Realtors get positive view in difficult market at Survival Strategies Summit

by Cami Reister | The Grand Rapids Press Friday February 27, 2009, 8:56 PM

 

Press Photo/Jon M. BrouwerPositive thinking: Jerry Teplitz gives a motivational talk to local real estate agents Friday at the Forest Hills Fine Arts Center, including using local real estate agent Amy Miller to show the power of positive thinking.

 

GRAND RAPIDS TOWNSHIP -- Think positive and open your mind to the possibilities of the changing real estate market.
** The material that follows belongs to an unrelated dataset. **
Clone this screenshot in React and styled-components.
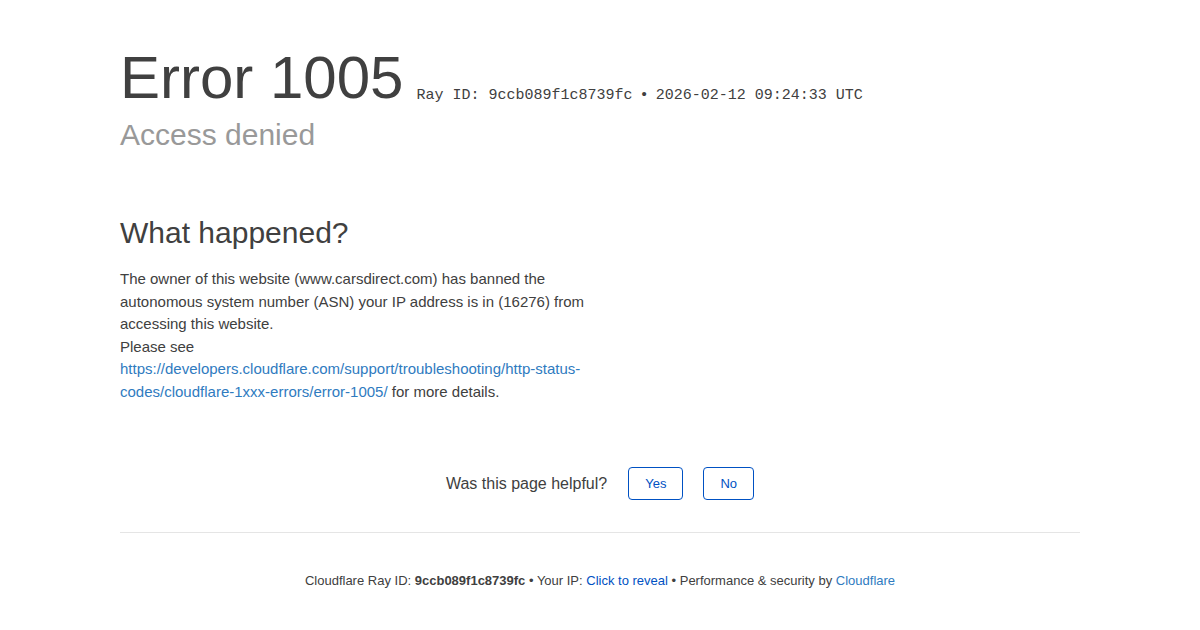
import React from "react";
import styled, { createGlobalStyle } from "styled-components";

const Global = createGlobalStyle`
  html, body { margin: 0; padding: 0; background: #fff; }
  body { font-family: "Liberation Sans", Arial, sans-serif; color: #404040; }
`;

const Page = styled.div`
  width: 960px;
  margin: 0 auto;
  padding-top: 44px;
`;

const Header = styled.header`
  display: flex;
  flex-direction: column;
`;

const TitleRow = styled.div`
  display: flex;
  align-items: baseline;
  gap: 13px;
`;

const Title = styled.h1`
  margin: 0;
  font-size: 60px;
  font-weight: 300;
  line-height: 68px;
  color: #404040;
`;

const RayMeta = styled.span`
  font-family: "Liberation Mono", "DejaVu Sans Mono", monospace;
  font-size: 15px;
  color: #404040;
  position: relative;
  top: 1px;
  white-space: pre;
`;

const Bullet = styled.span`
  font-family: "Liberation Sans", Arial, sans-serif;
`;

const Subtitle = styled.h2`
  margin: 3px 0 0;
  font-size: 30px;
  font-weight: 300;
  line-height: 40px;
  color: #999;
`;

const Section = styled.section`
  margin-top: 60px;
  width: 480px;
`;

const SectionTitle = styled.h2`
  margin: 0 0 17px;
  font-size: 30px;
  font-weight: 300;
  line-height: 36px;
  color: #404040;
`;

const Body = styled.p`
  margin: 0;
  font-size: 15px;
  line-height: 22.5px;
  color: #404040;
`;

const Link = styled.a`
  color: ${(p) => (p.$dark ? "#0051c3" : "#2f7bbf")};
  text-decoration: none;
`;

const Feedback = styled.div`
  display: flex;
  justify-content: center;
  align-items: center;
  gap: 20px;
  margin-top: 64px;
`;

const Question = styled.span`
  font-size: 16px;
  color: #404040;
  margin-right: 1px;
`;

const Btn = styled.button`
  font-family: "Liberation Sans", Arial, sans-serif;
  font-size: 13px;
  color: #0051c3;
  background: #fff;
  border: 1px solid #0051c3;
  border-radius: 4px;
  height: 33px;
  padding: 0 ${(p) => p.$pad}px;
  cursor: pointer;
`;

const Divider = styled.hr`
  border: 0;
  border-top: 1px solid #e5e5e5;
  margin: 32px 0 0;
`;

const Footer = styled.footer`
  text-align: center;
  font-size: 13px;
  line-height: 20px;
  color: #404040;
  margin-top: 38px;
`;

export default function App() {
  return (
    <>
      <Global />
      <Page>
        <Header>
          <TitleRow>
            <Title>Error 1005</Title>
            <RayMeta>
              Ray ID: 9ccb089f1c8739fc <Bullet>&bull;</Bullet> 2026-02-12 09:24:33 UTC
            </RayMeta>
          </TitleRow>
          <Subtitle>Access denied</Subtitle>
        </Header>
        <Section>
          <SectionTitle>What happened?</SectionTitle>
          <Body>
            The owner of this website (www.carsdirect.com) has banned the autonomous system number (ASN) your IP address is in (16276) from accessing this website.
          </Body>
          <Body>
            Please see{" "}
            <Link href="#">https://developers.cloudflare.com/support/troubleshooting/http-status-codes/cloudflare-1xxx-errors/error-1005/</Link>{" "}
            for more details.
          </Body>
        </Section>
        <Feedback>
          <Question>Was this page helpful?</Question>
          <Btn $pad={16}>Yes</Btn>
          <Btn $pad={16}>No</Btn>
        </Feedback>
        <Divider />
        <Footer>
          Cloudflare Ray ID: <strong>9ccb089f1c8739fc</strong> &bull; Your IP:{" "}
          <Link $dark href="#">Click to reveal</Link> &bull; Performance &amp; security by{" "}
          <Link href="#">Cloudflare</Link>
        </Footer>
      </Page>
    </>
  );
}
And there are possibilities.

That's the message that agents, builders and others connected to the real-estate industry heard Friday at the Survival Strategies Summit put on by the Grand Rapids Association of Realtors.

The event, complete with pith helmets, was designed to equip those in the industry to survive the current market, which is among the worst hit in this economic downturn.

This week alone, the National Association of Realtors announced January sales were the lowest in 12 years. Locally, sales last month were down 26 percent from the year before.

But those attending the summit were having none of that.

"It was refreshing and definitely what we needed in our stressful environment," said Linda DeZeeuw, an agent with Flexit Realty.

"We are bombarded with negativity constantly," she said. "But the market is picking up. I have closings. I have buyers."

Re/Max agent Jack Lensink has been in the business 37 years and said this is the worst he has ever seen it. But he is optimistic, especially after hearing a taped speech at the summit by national economist Alan Beaulieu.

"He gave me a little glimmer of hope," Lensink said.

That glimmer came from Beaulieu's commission.

"Some time in 2009, if there is a piece of property you want to buy, buy it," said Beaulieu, a senior analyst with the Institute for Trends Research, of Concord, N.H.

"In 10 years you're going to look like a genius for having walked through the valley of the shadow of death."

GRAR Chief Executive Julie Rietberg said more than 435 people attended the summit and the feedback was overwhelmingly positive.

"It wasn't about learning sales techniques," Rietberg said.

"It's about the power of positive thinking ... and to point out the opportunities that exist in a market like this and how best to take advantage of them whether you're a buyer or a seller."

That was the job of real estate expert Jeremy Conaway of RECON Intelligence Services.

He outlined growing market areas during this downturn, including selling to foreign investors, using the Internet even more, creating "economic stabilization packages" for customers, green real estate and expanding in the rental market.

"A significant group of American families are going to be renting," Conaway said.

Being able to rent to them or connect them with investor clients is a growing segment.

"There are some people in this room who are going to make themselves rich on some of these things," he said.

Amy Miller, an agent with Re/Max SunQuest, was more than inspired.

"We needed this," she said. "People begin to think we're going to be in a trough forever.

"We're not. Life is not linear. It never has been and never will be."